According to a recent Financial Times report, dozens of listings from third party vendors – mainly pharmacies – for drugs such as Pfizer’s antidepressant Zoloft and its anti-inflammatory drug Celebrex were available on the sites.
As the drugs are paid for on delivery, Alibaba and JD.com are able to class the transactions as “offline”. However, both sites host the listings, take marketing fees from the stores and, in some cases, deliver orders through courier companies in which they have ownership stakes.
Furthermore, some vendors do not require evidence of a prescription from buyers, creating the potential for adverse reactions or overdoses when the drugs are consumed.
There is a lot of room for discussion about whether these actions are illegal… This is a grey area
Mark Zhang, King & Wood Mallesons
Mark Zhang of Hong Kong-based law firm King & Wood Mallesons told the FT that, “There are regulations which explicitly prohibit online sales of prescription drugs,” but admitted that “There is a lot of room for discussion about whether these actions are illegal… This is a grey area. Policy encourages the industry to make innovations but retains the space for penalties.”
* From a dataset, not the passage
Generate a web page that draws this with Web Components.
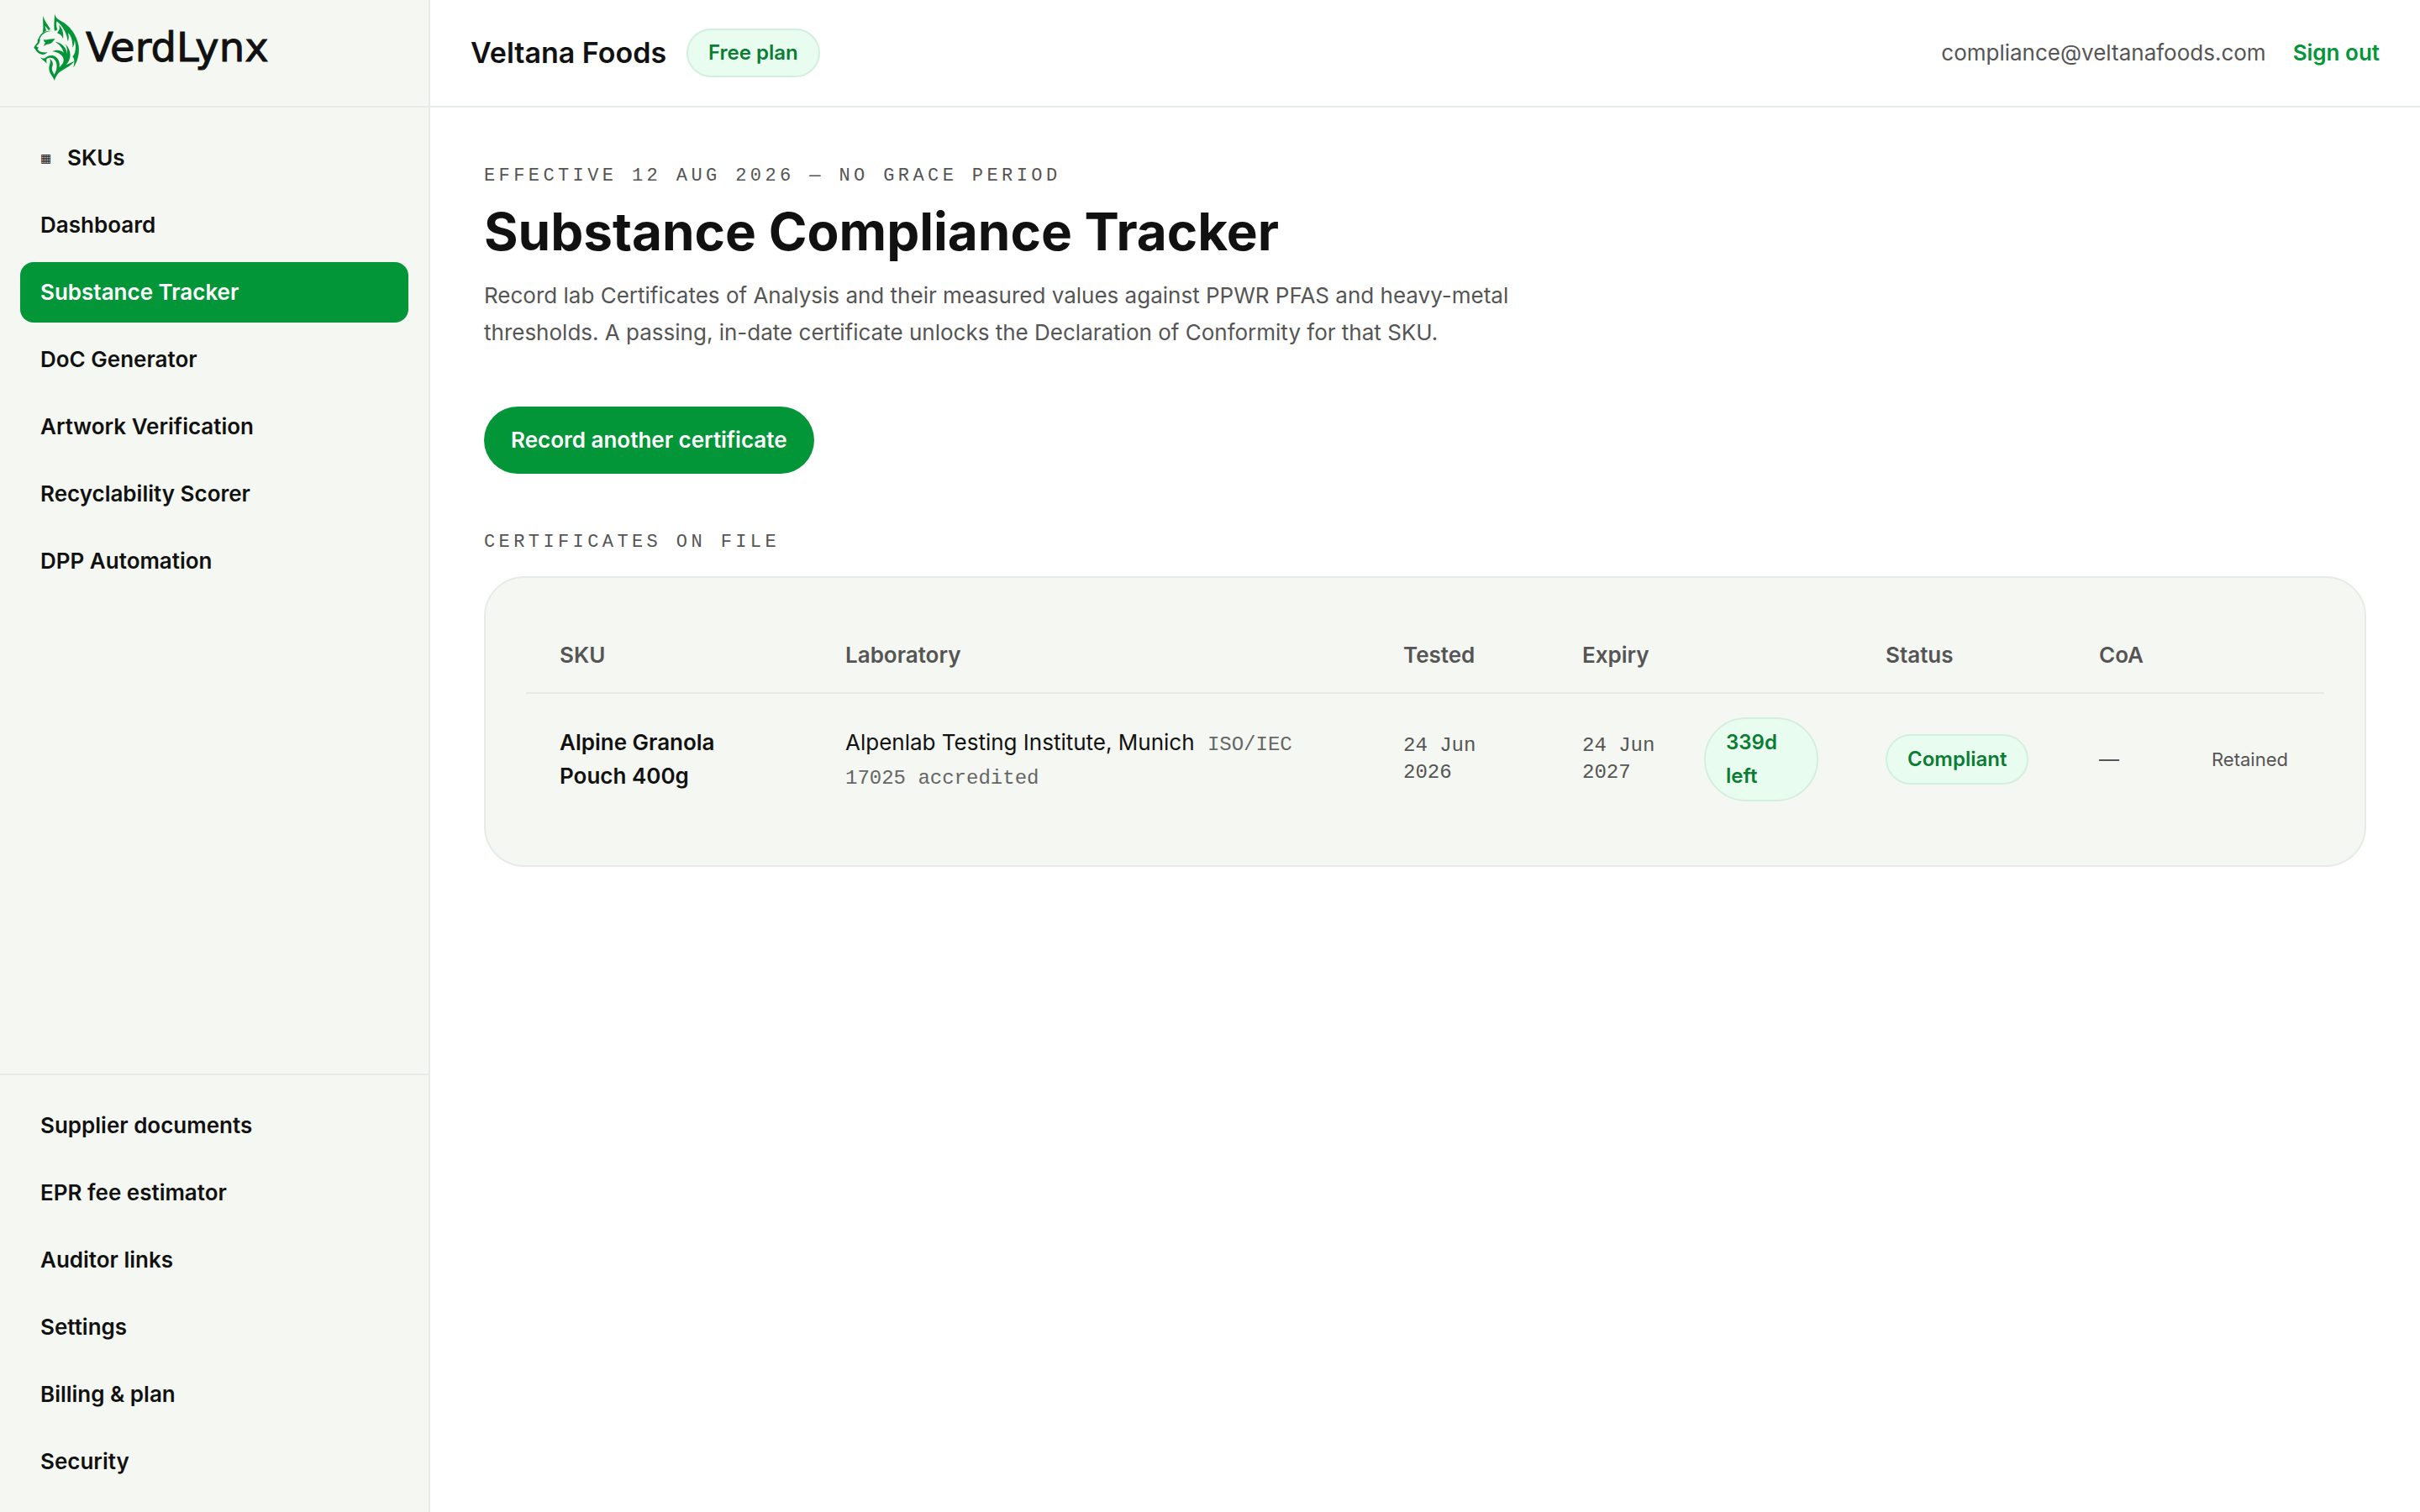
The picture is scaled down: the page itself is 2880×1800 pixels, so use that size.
<!DOCTYPE html>
<html lang="en">
<head>
<meta charset="utf-8">
<title>Substance Compliance Tracker – VerdLynx</title>
<style>
  :root {
    --green: #039639;
    --green-ink: #0a7d33;
    --mint: #e9fcf0;
    --mint-line: #d3f0de;
    --ink: #111111;
    --muted: #555555;
    --line: #e5ece8;
    --panel: #f5f7f2;
    --sans: Inter, "Liberation Sans", sans-serif;
    --mono: "Liberation Mono", monospace;
  }
  body { margin: 0; background: #fff; color: var(--ink); font: 400 26px/40px var(--sans); }
</style>
</head>
<body>
<app-shell>
  <side-bar slot="side">
    <brand-logo slot="brand"></brand-logo>
    <nav-item icon="▦">SKUs</nav-item>
    <nav-item>Dashboard</nav-item>
    <nav-item active>Substance Tracker</nav-item>
    <nav-item>DoC Generator</nav-item>
    <nav-item>Artwork Verification</nav-item>
    <nav-item>Recyclability Scorer</nav-item>
    <nav-item>DPP Automation</nav-item>
    <nav-item slot="foot">Supplier documents</nav-item>
    <nav-item slot="foot">EPR fee estimator</nav-item>
    <nav-item slot="foot">Auditor links</nav-item>
    <nav-item slot="foot">Settings</nav-item>
    <nav-item slot="foot">Billing &amp; plan</nav-item>
    <nav-item slot="foot">Security</nav-item>
  </side-bar>
  <top-bar slot="top" company="Veltana Foods" email="compliance@veltanafoods.com">
    <status-pill>Free plan</status-pill>
  </top-bar>
  <page-intro>
    <span slot="eyebrow">Effective 12 Aug 2026 — no grace period</span>
    <span slot="title">Substance Compliance Tracker</span>
    Record lab Certificates of Analysis and their measured values against PPWR PFAS and heavy-metal thresholds. A passing, in-date certificate unlocks the Declaration of Conformity for that SKU.
  </page-intro>
  <action-button>Record another certificate</action-button>
  <certificate-list></certificate-list>
</app-shell>

<script>
const define = (name, html, setup) => {
  const template = document.createElement('template');
  template.innerHTML = html;
  customElements.define(name, class extends HTMLElement {
    constructor() {
      super();
      this.attachShadow({ mode: 'open' }).append(template.content.cloneNode(true));
    }
    connectedCallback() { if (setup) setup(this, this.shadowRoot); }
  });
};

define('app-shell', `
  <style>
    :host { display: grid; grid-template-columns: 512px minmax(0, 1fr); min-height: 100vh; }
    .body { display: flex; flex-direction: column; }
    main { display: flex; flex-direction: column; align-items: stretch; padding: 62px 64px; }
  </style>
  <slot name="side"></slot>
  <div class="body"><slot name="top"></slot><main><slot></slot></main></div>`);

define('side-bar', `
  <style>
    :host { display: flex; flex-direction: column; box-sizing: border-box; background: var(--panel); border-right: 2px solid var(--line); }
    .brand { box-sizing: border-box; height: 128px; padding: 16px 40px; border-bottom: 2px solid var(--line); }
    nav { display: flex; flex-direction: column; gap: 8px; padding: 24px; }
    .foot { margin-top: auto; border-top: 2px solid var(--line); }
  </style>
  <div class="brand"><slot name="brand"></slot></div>
  <nav aria-label="Main"><slot></slot></nav>
  <nav class="foot" aria-label="Account"><slot name="foot"></slot></nav>`);

define('brand-logo', `
  <style>
    :host { display: block; }
    a { display: flex; align-items: flex-start; gap: 8px; color: inherit; text-decoration: none; font: 400 48px/80px "DejaVu Sans", sans-serif; -webkit-text-stroke: 1px currentColor; }
    svg { display: block; width: 54px; height: 80px; fill: var(--green); }
  </style>
  <a href="#"><svg viewBox="60 48 162 240" aria-hidden="true">
    <path d="M94 57 C98 74 110 88 120 104 L113 108 C108 100 104 96 101 92 C101 98 103 104 106 109 L92 117 C97 100 92 78 94 57Z"/>
    <path d="M135 49 C138 62 144 68 156 74 C186 88 214 122 221 164 C224 196 216 222 202 241 C207 222 206 210 199 202 C212 190 212 160 206 144 C206 158 203 164 199 170 C200 142 192 126 183 118 C187 134 185 142 182 148 C179 122 168 98 143 76 C140 86 141 96 145 106 L135 111 C131 92 135 70 135 49Z"/>
    <path d="M150 88 C163 102 168 118 165 138 C161 128 156 122 144 118 L149 110 C154 104 153 96 150 88Z"/>
    <path d="M124 111 C104 112 90 122 83 136 C82 144 84 148 79 155 L70 164 C71 168 76 167 78 170 L74 175 C79 186 90 188 110 187 C104 193 94 198 84 193 C77 190 68 183 67 177 L61 171 C62 164 72 156 75 150 C73 146 74 140 78 137 C84 121 98 108 124 111Z"/>
    <path d="M96 141 C106 145 118 137 137 139 C131 144 128 154 116 157 C104 158 103 162 94 165 C99 160 98 156 102 152 C98 150 96 146 96 141Z"/>
    <path d="M137 149 C158 152 177 168 180 192 C181 180 179 168 174 158 C196 180 196 210 176 232 L206 218 C190 240 160 248 148 262 C142 270 138 278 134 288 C130 272 115 264 115 244 C115 230 124 222 117 210 C128 218 132 226 126 240 C124 252 130 260 134 266 C144 250 146 230 137 216 C130 205 116 204 106 211 L106 227 C100 216 90 216 84 203 C90 209 96 209 101 208 C108 198 128 194 140 204 C152 213 154 228 152 240 C162 232 170 222 166 208 C162 196 148 186 127 184 C138 177 156 178 167 188 C163 170 152 158 137 149Z"/>
  </svg><span>VerdLynx</span></a>`);

define('nav-item', `
  <style>
    :host { display: block; }
    a { display: flex; align-items: center; gap: 20px; padding: 16px 24px; border-radius: 16px; color: var(--ink); font-weight: 600; line-height: 40px; text-decoration: none; }
    :host([active]) a { background: var(--green); color: #fff; }
    i { width: 12px; font: 400 14px/40px "DejaVu Sans", sans-serif; color: var(--ink); }
    i:empty { display: none; }
  </style>
  <a href="#"><i aria-hidden="true"></i><slot></slot></a>`, (host, root) => {
  root.querySelector('i').textContent = host.getAttribute('icon') || '';
  if (host.hasAttribute('active')) root.querySelector('a').setAttribute('aria-current', 'page');
});

define('status-pill', `
  <style>
    :host { display: inline-block; box-sizing: border-box; padding: 8px 24px; border: 2px solid var(--mint-line); border-radius: 50px; background: var(--mint); color: var(--green-ink); font-size: 24px; font-weight: 600; line-height: var(--pill-line, 40px); }
  </style>
  <slot></slot>`);

define('top-bar', `
  <style>
    :host { display: flex; align-items: center; justify-content: space-between; box-sizing: border-box; height: 128px; padding: 0 48px; border-bottom: 2px solid var(--line); --pill-line: 38px; }
    .org { display: flex; align-items: center; gap: 24px; }
    .org strong { font-size: 34px; font-weight: 600; line-height: 48px; }
    .user { display: flex; align-items: center; gap: 32px; color: var(--muted); }
    a { color: var(--green); font-weight: 600; text-decoration: none; }
  </style>
  <div class="org"><strong></strong><slot></slot></div>
  <div class="user"><span></span><a href="#">Sign out</a></div>`, (host, root) => {
  root.querySelector('strong').textContent = host.getAttribute('company');
  root.querySelector('.user span').textContent = host.getAttribute('email');
});

define('page-intro', `
  <style>
    :host { display: block; }
    .eyebrow { margin: 0; font: 400 22px/40px var(--mono); letter-spacing: 0.2em; text-transform: uppercase; color: var(--muted); }
    h1 { margin: 6px 0 14px; font-size: 62px; font-weight: 700; line-height: 80px; }
    .lead { max-width: 1280px; margin: 0; line-height: 44px; color: var(--muted); }
  </style>
  <p class="eyebrow"><slot name="eyebrow"></slot></p>
  <h1><slot name="title"></slot></h1>
  <p class="lead"><slot></slot></p>`);

define('action-button', `
  <style>
    :host { display: block; margin: 66px 0 62px; }
    button { display: block; padding: 20px 32px; border: 0; border-radius: 40px; background: var(--green); color: #fff; font: 600 26px/40px var(--sans); }
  </style>
  <button type="button"><slot></slot></button>`);

define('certificate-list', `
  <style>
    :host { display: block; }
    h2 { margin: 0 0 20px; font: 400 22px/40px var(--mono); letter-spacing: 0.2em; text-transform: uppercase; color: var(--muted); }
    .card { padding: 48px; border: 2px solid var(--line); border-radius: 48px; background: var(--panel); }
    table { width: 100%; table-layout: fixed; border-collapse: separate; border-spacing: 0; }
    th { padding: 24px 40px; border-bottom: 2px solid var(--line); text-align: left; font-weight: 600; color: var(--muted); }
    td { padding: 28px 40px; vertical-align: middle; }
    td.sku { font-weight: 600; }
    time { display: block; font: 400 24px/32px var(--mono); color: var(--muted); }
    .iso { margin-left: 8px; font: 400 24px/24px var(--mono); color: #666; }
    .expiry { display: flex; align-items: center; gap: 16px; }
    .expiry time { flex: 1; }
    .expiry status-pill { flex: 0 0 136px; }
    .coa { color: var(--muted); font-size: 24px; }
    .note { color: var(--muted); font-size: 22px; }
  </style>
  <h2>Certificates on file</h2>
  <div class="card">
    <table>
      <colgroup>
        <col style="width:340px"><col style="width:664px"><col style="width:213px"><col style="width:361px"><col style="width:254px"><col style="width:134px"><col style="width:174px">
      </colgroup>
      <thead><tr><th>SKU</th><th>Laboratory</th><th>Tested</th><th>Expiry</th><th>Status</th><th>CoA</th><th></th></tr></thead>
      <tbody><tr>
        <td class="sku">Alpine Granola Pouch 400g</td>
        <td>Alpenlab Testing Institute, Munich <span class="iso">ISO/IEC 17025 accredited</span></td>
        <td><time datetime="2026-06-24">24 Jun 2026</time></td>
        <td><div class="expiry"><time datetime="2027-06-24">24 Jun 2027</time><status-pill>339d left</status-pill></div></td>
        <td><status-pill>Compliant</status-pill></td>
        <td class="coa">—</td>
        <td class="note">Retained</td>
      </tr></tbody>
    </table>
  </div>`);
</script>
</body>
</html>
The consultancy Roland Berger estimates that online pharmacy sales in China totalled USD 2.5bn in 2016, but that this was mostly made up of medical devices, contraceptives and contact lenses. In line with the rapid growth of the overall ecommerce market, Roland Berger expects the Chinese online pharmacy sector to grow 50 percent annually to reach USD 12bn by 2020.
This is not the first time that prescription drug sales have caused problems for Alibaba. In 2016, Jack Ma’s company had to order vendors on its ecommerce platform Tmall to stop hosting medicine sales in response to an “urgent” directive from a local regulator.
Responding to this latest report, Alibaba’s Tmall said in a statement: “Merchants on our platform, including pharmacies, are prohibited from carrying out online sales of prescription drugs. We will take action against those who violate our product listing policy.”
However, Zhao Heng, an analyst at consultancy Latitude Health, feels that, despite directives and legislation to the contrary, the likes of Alibaba and JD will continue to host medicine sales. “As long as no one reports them, [companies] will quietly do it,” he stated.